Huzursuz Bacak Sendromunda Tanı Kriterleri:
Temel tanı kriterleri
1. Bacaklarda rahatsız edici veya hoş olmayan hisler sebebiyle veya bu hislerle birlikte bacakları hareket ettirme ihtiyacı
2. Hareket ihtiyacı veya rahatsız edici hisler istirahatte başlar veya kötüleşir
3. Hareket ihtiyacı veya rahatsız edici hisler yürüme veya germe gibi hareketlerle parsiyel veya total olarak rahatlar
4. Hareket ihtiyacı veya rahatsız edici hisler gündüze göre, akşam veya gece kötüleşir, veya sadece akşam veya gece ortaya çıkar
5. Yukarıda sayılan özellikler sadece primer semptomlarla veya diğer medikal veya davranışsal durumlarla (örneğin; myalji, venöz staz, bacak ödemi, bacak krampları, habitual ayak sallama) ilişkili olarak değerlendirilemezler.
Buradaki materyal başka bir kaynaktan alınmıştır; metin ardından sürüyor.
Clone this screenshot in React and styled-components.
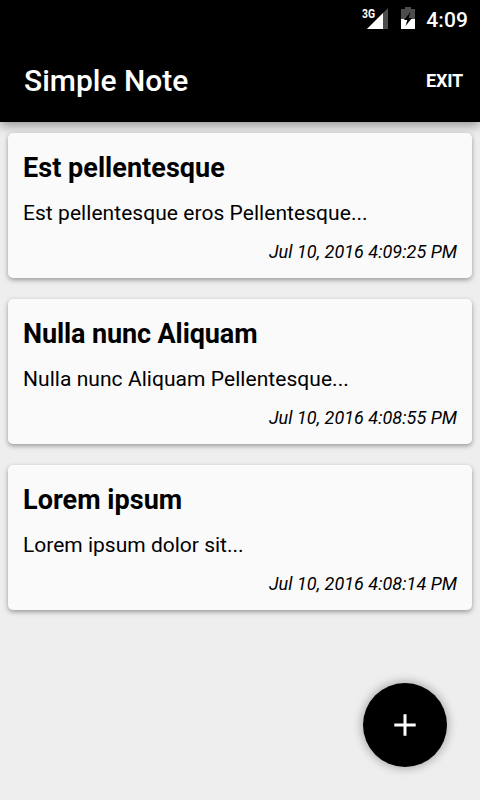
import React from 'react';
import styled, { createGlobalStyle } from 'styled-components';

const GlobalStyle = createGlobalStyle`
  * {
    box-sizing: border-box;
  }
  body {
    margin: 0;
    background-color: #eeeeee;
    font-family: Roboto, sans-serif;
    color: #000;
  }
`;

const Screen = styled.div`
  display: flex;
  flex-direction: column;
  width: 480px;
  height: 800px;
  overflow: hidden;
  background-color: #eeeeee;
  position: relative;
`;

const Header = styled.header`
  flex: none;
  height: 122px;
  background-color: #000;
  color: #fff;
  box-shadow: 0 4px 10px rgba(0, 0, 0, 0.36);
`;

const StatusBar = styled.div`
  display: flex;
  justify-content: flex-end;
  align-items: center;
  height: 38px;
  padding-right: 12px;
`;

const SignalIcon = styled.svg`
  width: 28px;
  height: 24px;
  margin-right: 11px;
`;

const BatteryIcon = styled.svg`
  width: 14px;
  height: 22px;
  margin: 0 11px 2px 0;
`;

const Clock = styled.span`
  padding-top: 2px;
  font-size: 21px;
  font-weight: 500;
  line-height: 24px;
  letter-spacing: 0.1px;
`;

const Toolbar = styled.div`
  display: flex;
  align-items: center;
  justify-content: space-between;
  height: 84px;
  padding: 0 17px 0 24px;
`;

const Title = styled.h1`
  margin: 0;
  font-size: 30px;
  font-weight: 500;
`;

const ExitButton = styled.button`
  padding: 0;
  border: none;
  background: none;
  color: #fff;
  font-family: inherit;
  font-size: 18px;
  font-weight: 700;
  letter-spacing: -0.2px;
`;

const NoteList = styled.ul`
  list-style: none;
  margin: 0;
  padding: 11px 8px;
  display: flex;
  flex-direction: column;
  gap: 21px;
`;

const NoteCard = styled.li`
  height: 145px;
  padding: 18px 15px 0;
  border-radius: 5px;
  background-color: #fafafa;
  box-shadow: 0 2px 5px rgba(0, 0, 0, 0.36);
`;

const NoteTitle = styled.h2`
  margin: 0;
  font-size: 27px;
  font-weight: 700;
  line-height: 34px;
  letter-spacing: ${({ $tracking }) => $tracking}px;
`;

const NoteText = styled.p`
  margin: 14px 0 0;
  font-size: 21px;
  line-height: 28px;
  letter-spacing: ${({ $tracking }) => $tracking}px;
`;

const NoteDate = styled.time`
  display: block;
  margin-top: 13px;
  font-size: 18px;
  font-style: italic;
  line-height: 24px;
  letter-spacing: 0.03px;
  text-align: right;
`;

const AddButton = styled.button`
  position: absolute;
  right: 33px;
  bottom: 33px;
  width: 84px;
  height: 84px;
  padding: 0;
  border: none;
  border-radius: 50%;
  display: flex;
  align-items: center;
  justify-content: center;
  background-color: #000;
  box-shadow: 0 0 9px 2px rgba(0, 0, 0, 0.26);
`;

const notes = [
  {
    title: 'Est pellentesque',
    text: 'Est pellentesque eros Pellentesque...',
    date: 'Jul 10, 2016 4:09:25 PM',
    titleTracking: 0.04,
    textTracking: 0.05,
  },
  {
    title: 'Nulla nunc Aliquam',
    text: 'Nulla nunc Aliquam Pellentesque...',
    date: 'Jul 10, 2016 4:08:55 PM',
    titleTracking: -0.11,
    textTracking: 0.05,
  },
  {
    title: 'Lorem ipsum',
    text: 'Lorem ipsum dolor sit...',
    date: 'Jul 10, 2016 4:08:14 PM',
    titleTracking: 0.03,
    textTracking: 0,
  },
];

function App() {
  return (
    <Screen>
      <GlobalStyle />
      <Header>
        <StatusBar>
          <SignalIcon viewBox="0 0 28 24">
            <path d="M26 1V22H5Z" fill="#4d4d4d" />
            <path d="M21 6V22H5Z" fill="#fff" />
            <text x="0" y="10.5" fill="#fff" fontSize="12" fontWeight="700" textLength="13" lengthAdjust="spacingAndGlyphs">3G</text>
          </SignalIcon>
          <BatteryIcon viewBox="0 0 14 22">
            <path d="M4 0H10V2H14V22H0V2H4Z" fill="#4d4d4d" />
            <path d="M0 12H14V22H0Z" fill="#fff" />
            <path d="M9.5 5L3 13H6.3L4.5 19L11 11H7.7Z" fill="#000" />
          </BatteryIcon>
          <Clock>4:09</Clock>
        </StatusBar>
        <Toolbar>
          <Title>Simple Note</Title>
          <ExitButton>EXIT</ExitButton>
        </Toolbar>
      </Header>
      <NoteList>
        {notes.map((note) => (
          <NoteCard key={note.date}>
            <NoteTitle $tracking={note.titleTracking}>{note.title}</NoteTitle>
            <NoteText $tracking={note.textTracking}>{note.text}</NoteText>
            <NoteDate>{note.date}</NoteDate>
          </NoteCard>
        ))}
      </NoteList>
      <AddButton aria-label="Add note">
        <svg width="22" height="22" viewBox="0 0 22 22">
          <path d="M11 0.3V21.7M0.3 11H21.7" stroke="#fff" strokeWidth="3" />
        </svg>
      </AddButton>
    </Screen>
  );
}

export default App;
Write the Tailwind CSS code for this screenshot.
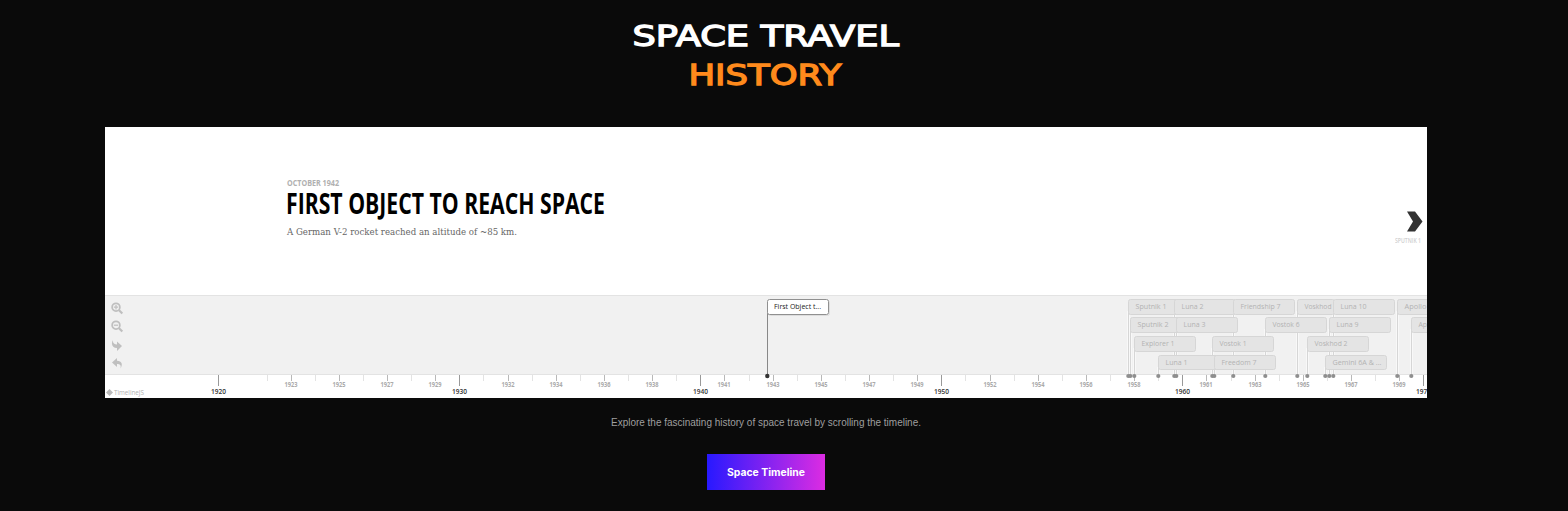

Destekleyici klinik özellikler
1. Aile öyküsü
2. Dopaminerjik tedaviye yanıt
3. Periyodik ekstremite hareketleri (uyanık veya uyku sırasında)
4. Beklenen gündüz uyku halinin olmaması
Klinik seyir ile ilişkili belirteçler
a Kronik/persistan Huzursuz Bacak Sendromu: Tedavi verilmediği takdirde son bir yılda semptomların ortalama en az haftada 2 kez ortaya çıkması
b. Aralıklı Huzursuz Bacak Sendromu: Tedavi verilmediği takdirde yılda semptomların ortalama en az haftada 2 kez ortaya çıkması ve yaşam boyu en az beş atak olması
Klinik anlamlılık ile ilişkili belirteçler
Huzursuz Bacak Sendromu semptomları uyku, enerji/zindelik, günlük aktiviteler, davranış, bilişsel durum ve duygu durum üzerine etkileri ile sosyal,e ğitim, iş ve diğer önemli fonksiyonel alanlarda ciddi sıkıntı ve yetersizliğe sebep olur.
Huzursuz Bacak Sendromunda Tedavi
-
İlaç Tedavisi: En fazla tercih edilen ilaç grubu dopaminerjik (Parkinsonda kullanılan ilaçlar) ilaçlardır. Bunun dışında antikonvülzanlar (epilepside kullanılan ilaçlar), opioidler, benzodiazepinler de kullanılabilir. -
Tamamlayıcı tıp yöntemleri:
Nöral terapi: Lokal anestezik kullanarak sinir sistemini düzenleyen ve hastanın kendi iyileşme mekanizmalarının harekete geçmesini sağlayan nöral terapi Huzursuz Bacak Sendromu hastalarında başarıyla kullanılmaktadır. Kliniğimizde genellikle akupunktur ile kombine tedavi yapılır.
Ozon terapisi: Huzursuz Bacak Sendromu olan hastalardaki antioksidan mekanizmayı harekete geçirir.
Relaksasyon Yöntemleri: Hastalara gevşeme eğitimi, biofeedback ile tedavi uygulanabilir.
-
Egzersiz: Egzersiz eklem hareketlerini koruyarak, kısalmış kasları uzatarak ve güçlendirerek bacakların stabil olmasını sağlar. -
Aerobik egzersizler ile (yüzme, yürüme, koşu, bisiklet, dans gibi) solunum ve kalp fonksiyonlarının iyileştirilmesi, direncin arttırılması gerekir. Ayrıca düzenli yapılan aerobik egzersizler ile ağrı kesici ve mutluluk verici maddelerin (endorfin, seratonin) salınımının arttırılması mümkündür. Bu etkinin elde edilebilmesi için hastanın düzenli olarak en az 8 hafta egzersiz yapması gerekir. Tüm egzersizlerin devamlı yapılması, bir yaşam şekli haline getirilmesi çok önemlidir. -
Yoga: Yoga kendine özgü duruşları, nefes çalışması, gevşeme metodları ile hem germe güçlendirme hem de gevşeme sağlayan yoga çok faydalanılan yöntemlerden biridir. -
Masaj: Kas gevşemesi sağlaması açısından önerilebilir. -
Diyet: Hastaların şikayetlerini arttırdığı için alkol, sigara, kafein, çikolatadan uzak durmaları önerilir.